-- start of Source data --

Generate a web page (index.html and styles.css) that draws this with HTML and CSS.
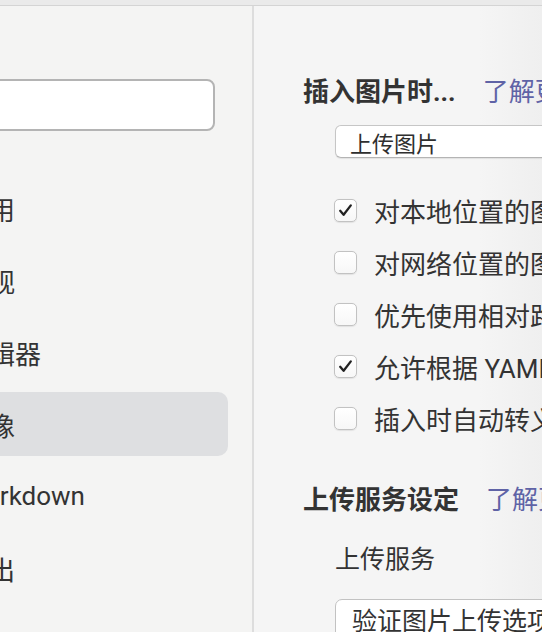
FILE: index.html
```html
<!DOCTYPE html>
<html lang="zh-CN">
<head>
<meta charset="utf-8">
<title>偏好设置 - 图像</title>
<link rel="stylesheet" href="styles.css">
</head>
<body>
<div class="titlebar"></div>
<div class="window">
  <aside class="sidebar">
    <div class="search"></div>
    <ul class="nav">
      <li class="nav-item">通用</li>
      <li class="nav-item">外观</li>
      <li class="nav-item">编辑器</li>
      <li class="nav-item active">图像</li>
      <li class="nav-item">Markdown</li>
      <li class="nav-item">导出</li>
    </ul>
  </aside>
  <main class="panel">
    <div class="section-head">
      <span class="section-title">插入图片时...</span>
      <span class="learn">了解更多</span>
    </div>
    <div class="select">上传图片</div>
    <div class="checks">
      <label class="check-row"><span class="box checked"><svg viewBox="0 0 23 23" width="23" height="23"><path d="M6.2 11.8 L9.6 15.8 L16.8 6.4" fill="none" stroke="#222" stroke-width="2.3" stroke-linecap="round" stroke-linejoin="round"/></svg></span><span class="check-text">对本地位置的图片应用上述规则</span></label>
      <label class="check-row"><span class="box"></span><span class="check-text">对网络位置的图片应用上述规则</span></label>
      <label class="check-row"><span class="box"></span><span class="check-text">优先使用相对路径</span></label>
      <label class="check-row"><span class="box checked"><svg viewBox="0 0 23 23" width="23" height="23"><path d="M6.2 11.8 L9.6 15.8 L16.8 6.4" fill="none" stroke="#222" stroke-width="2.3" stroke-linecap="round" stroke-linejoin="round"/></svg></span><span class="check-text">允许根据 YAML 设置自动上传图片</span></label>
      <label class="check-row"><span class="box"></span><span class="check-text">插入时自动转义图片 URL</span></label>
    </div>
    <div class="section-head second">
      <span class="section-title">上传服务设定</span>
      <span class="learn">了解更多</span>
    </div>
    <div class="field-label">上传服务</div>
    <div class="button">验证图片上传选项</div>
  </main>
</div>
</body>
</html>
```

FILE: styles.css
```css
html, body {
  margin: 0;
  padding: 0;
  width: 542px;
  height: 632px;
  overflow: hidden;
  background: #f4f4f3;
  font-family: Roboto, "Noto Sans CJK SC", "Noto Sans", sans-serif;
  color: #333;
}

.titlebar {
  height: 5px;
  background: #eaeaea;
  border-bottom: 1px solid #d4d4d4;
}

.window {
  display: flex;
  height: 626px;
}

.sidebar {
  flex: 0 0 252px;
  width: 252px;
  border-right: 2px solid #dddddd;
  background: #f4f4f3;
  padding-top: 73px;
  box-sizing: content-box;
  overflow: hidden;
}

.search {
  margin-left: -60px;
  width: 271px;
  height: 48px;
  border: 2px solid #b4b4b4;
  border-radius: 8px;
  background: #ffffff;
}

.nav {
  list-style: none;
  margin: 45px 0 0 -60px;
  padding: 0;
  width: 288px;
  display: flex;
  flex-direction: column;
  gap: 8px;
}

.nav-item {
  height: 64px;
  display: flex;
  align-items: center;
  padding-left: 23px;
  font-size: 26px;
  color: #333;
  border-radius: 10px;
  white-space: nowrap;
}

.nav-item.active {
  background: #dedfe1;
}

.panel {
  flex: 1;
  min-width: 0;
  overflow: hidden;
  background: linear-gradient(to right, #f5f5f5 0%, #f5f5f5 78%, #efefef 100%);
  padding-top: 66px;
  padding-left: 49px;
}

.section-head {
  height: 34px;
  display: flex;
  align-items: center;
  white-space: nowrap;
  font-size: 26px;
}

.section-head.second {
  margin-top: 36px;
}

.section-title {
  font-weight: bold;
  color: #333;
}

.learn {
  margin-left: 27px;
  color: #5f63a6;
}

.select {
  margin: 19px 0 0 32px;
  width: 260px;
  height: 31px;
  border: 1px solid #c6c6c6;
  border-bottom-color: #b4b4b4;
  border-radius: 6px;
  background: #ffffff;
  box-shadow: 0 1px 1px rgba(0, 0, 0, 0.08);
  display: flex;
  align-items: center;
  padding-left: 14px;
  font-size: 22px;
  color: #2f2f2f;
  white-space: nowrap;
}

.checks {
  margin: 26px 0 0 31px;
  display: flex;
  flex-direction: column;
}

.check-row {
  height: 52px;
  display: flex;
  align-items: center;
  white-space: nowrap;
}

.box {
  flex: 0 0 auto;
  width: 21px;
  height: 21px;
  border: 1px solid #c2c2c2;
  border-radius: 5px;
  background: linear-gradient(#ffffff, #f7f7f7);
  box-shadow: 0 0.5px 1px rgba(0, 0, 0, 0.08);
  display: flex;
  align-items: center;
  justify-content: center;
}

.box svg {
  display: block;
  flex: 0 0 auto;
}

.check-text {
  margin-left: 17px;
  font-size: 26px;
  color: #333;
}

.field-label {
  margin: 26px 0 0 32px;
  height: 34px;
  display: flex;
  align-items: center;
  font-size: 25px;
  color: #333;
  white-space: nowrap;
}

.button {
  margin: 25px 0 0 32px;
  width: 280px;
  height: 44px;
  border: 1px solid #c2c2c2;
  border-radius: 7px;
  background: #ffffff;
  padding: 5px 0 0 16px;
  box-sizing: border-box;
  font-size: 25px;
  line-height: 34px;
  color: #333;
  white-space: nowrap;
}
```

-- end of Source data --

Goal | Write out again every line above exactly as given; the pictures do not belong in the copy.

Right answer |
Generate a web page (index.html and styles.css) that draws this with HTML and CSS.
FILE: index.html
```html
<!DOCTYPE html>
<html lang="zh-CN">
<head>
<meta charset="utf-8">
<title>偏好设置 - 图像</title>
<link rel="stylesheet" href="styles.css">
</head>
<body>
<div class="titlebar"></div>
<div class="window">
  <aside class="sidebar">
    <div class="search"></div>
    <ul class="nav">
      <li class="nav-item">通用</li>
      <li class="nav-item">外观</li>
      <li class="nav-item">编辑器</li>
      <li class="nav-item active">图像</li>
      <li class="nav-item">Markdown</li>
      <li class="nav-item">导出</li>
    </ul>
  </aside>
  <main class="panel">
    <div class="section-head">
      <span class="section-title">插入图片时...</span>
      <span class="learn">了解更多</span>
    </div>
    <div class="select">上传图片</div>
    <div class="checks">
      <label class="check-row"><span class="box checked"><svg viewBox="0 0 23 23" width="23" height="23"><path d="M6.2 11.8 L9.6 15.8 L16.8 6.4" fill="none" stroke="#222" stroke-width="2.3" stroke-linecap="round" stroke-linejoin="round"/></svg></span><span class="check-text">对本地位置的图片应用上述规则</span></label>
      <label class="check-row"><span class="box"></span><span class="check-text">对网络位置的图片应用上述规则</span></label>
      <label class="check-row"><span class="box"></span><span class="check-text">优先使用相对路径</span></label>
      <label class="check-row"><span class="box checked"><svg viewBox="0 0 23 23" width="23" height="23"><path d="M6.2 11.8 L9.6 15.8 L16.8 6.4" fill="none" stroke="#222" stroke-width="2.3" stroke-linecap="round" stroke-linejoin="round"/></svg></span><span class="check-text">允许根据 YAML 设置自动上传图片</span></label>
      <label class="check-row"><span class="box"></span><span class="check-text">插入时自动转义图片 URL</span></label>
    </div>
    <div class="section-head second">
      <span class="section-title">上传服务设定</span>
      <span class="learn">了解更多</span>
    </div>
    <div class="field-label">上传服务</div>
    <div class="button">验证图片上传选项</div>
  </main>
</div>
</body>
</html>
```

FILE: styles.css
```css
html, body {
  margin: 0;
  padding: 0;
  width: 542px;
  height: 632px;
  overflow: hidden;
  background: #f4f4f3;
  font-family: Roboto, "Noto Sans CJK SC", "Noto Sans", sans-serif;
  color: #333;
}

.titlebar {
  height: 5px;
  background: #eaeaea;
  border-bottom: 1px solid #d4d4d4;
}

.window {
  display: flex;
  height: 626px;
}

.sidebar {
  flex: 0 0 252px;
  width: 252px;
  border-right: 2px solid #dddddd;
  background: #f4f4f3;
  padding-top: 73px;
  box-sizing: content-box;
  overflow: hidden;
}

.search {
  margin-left: -60px;
  width: 271px;
  height: 48px;
  border: 2px solid #b4b4b4;
  border-radius: 8px;
  background: #ffffff;
}

.nav {
  list-style: none;
  margin: 45px 0 0 -60px;
  padding: 0;
  width: 288px;
  display: flex;
  flex-direction: column;
  gap: 8px;
}

.nav-item {
  height: 64px;
  display: flex;
  align-items: center;
  padding-left: 23px;
  font-size: 26px;
  color: #333;
  border-radius: 10px;
  white-space: nowrap;
}

.nav-item.active {
  background: #dedfe1;
}

.panel {
  flex: 1;
  min-width: 0;
  overflow: hidden;
  background: linear-gradient(to right, #f5f5f5 0%, #f5f5f5 78%, #efefef 100%);
  padding-top: 66px;
  padding-left: 49px;
}

.section-head {
  height: 34px;
  display: flex;
  align-items: center;
  white-space: nowrap;
  font-size: 26px;
}

.section-head.second {
  margin-top: 36px;
}

.section-title {
  font-weight: bold;
  color: #333;
}

.learn {
  margin-left: 27px;
  color: #5f63a6;
}

.select {
  margin: 19px 0 0 32px;
  width: 260px;
  height: 31px;
  border: 1px solid #c6c6c6;
  border-bottom-color: #b4b4b4;
  border-radius: 6px;
  background: #ffffff;
  box-shadow: 0 1px 1px rgba(0, 0, 0, 0.08);
  display: flex;
  align-items: center;
  padding-left: 14px;
  font-size: 22px;
  color: #2f2f2f;
  white-space: nowrap;
}

.checks {
  margin: 26px 0 0 31px;
  display: flex;
  flex-direction: column;
}

.check-row {
  height: 52px;
  display: flex;
  align-items: center;
  white-space: nowrap;
}

.box {
  flex: 0 0 auto;
  width: 21px;
  height: 21px;
  border: 1px solid #c2c2c2;
  border-radius: 5px;
  background: linear-gradient(#ffffff, #f7f7f7);
  box-shadow: 0 0.5px 1px rgba(0, 0, 0, 0.08);
  display: flex;
  align-items: center;
  justify-content: center;
}

.box svg {
  display: block;
  flex: 0 0 auto;
}

.check-text {
  margin-left: 17px;
  font-size: 26px;
  color: #333;
}

.field-label {
  margin: 26px 0 0 32px;
  height: 34px;
  display: flex;
  align-items: center;
  font-size: 25px;
  color: #333;
  white-space: nowrap;
}

.button {
  margin: 25px 0 0 32px;
  width: 280px;
  height: 44px;
  border: 1px solid #c2c2c2;
  border-radius: 7px;
  background: #ffffff;
  padding: 5px 0 0 16px;
  box-sizing: border-box;
  font-size: 25px;
  line-height: 34px;
  color: #333;
  white-space: nowrap;
}
```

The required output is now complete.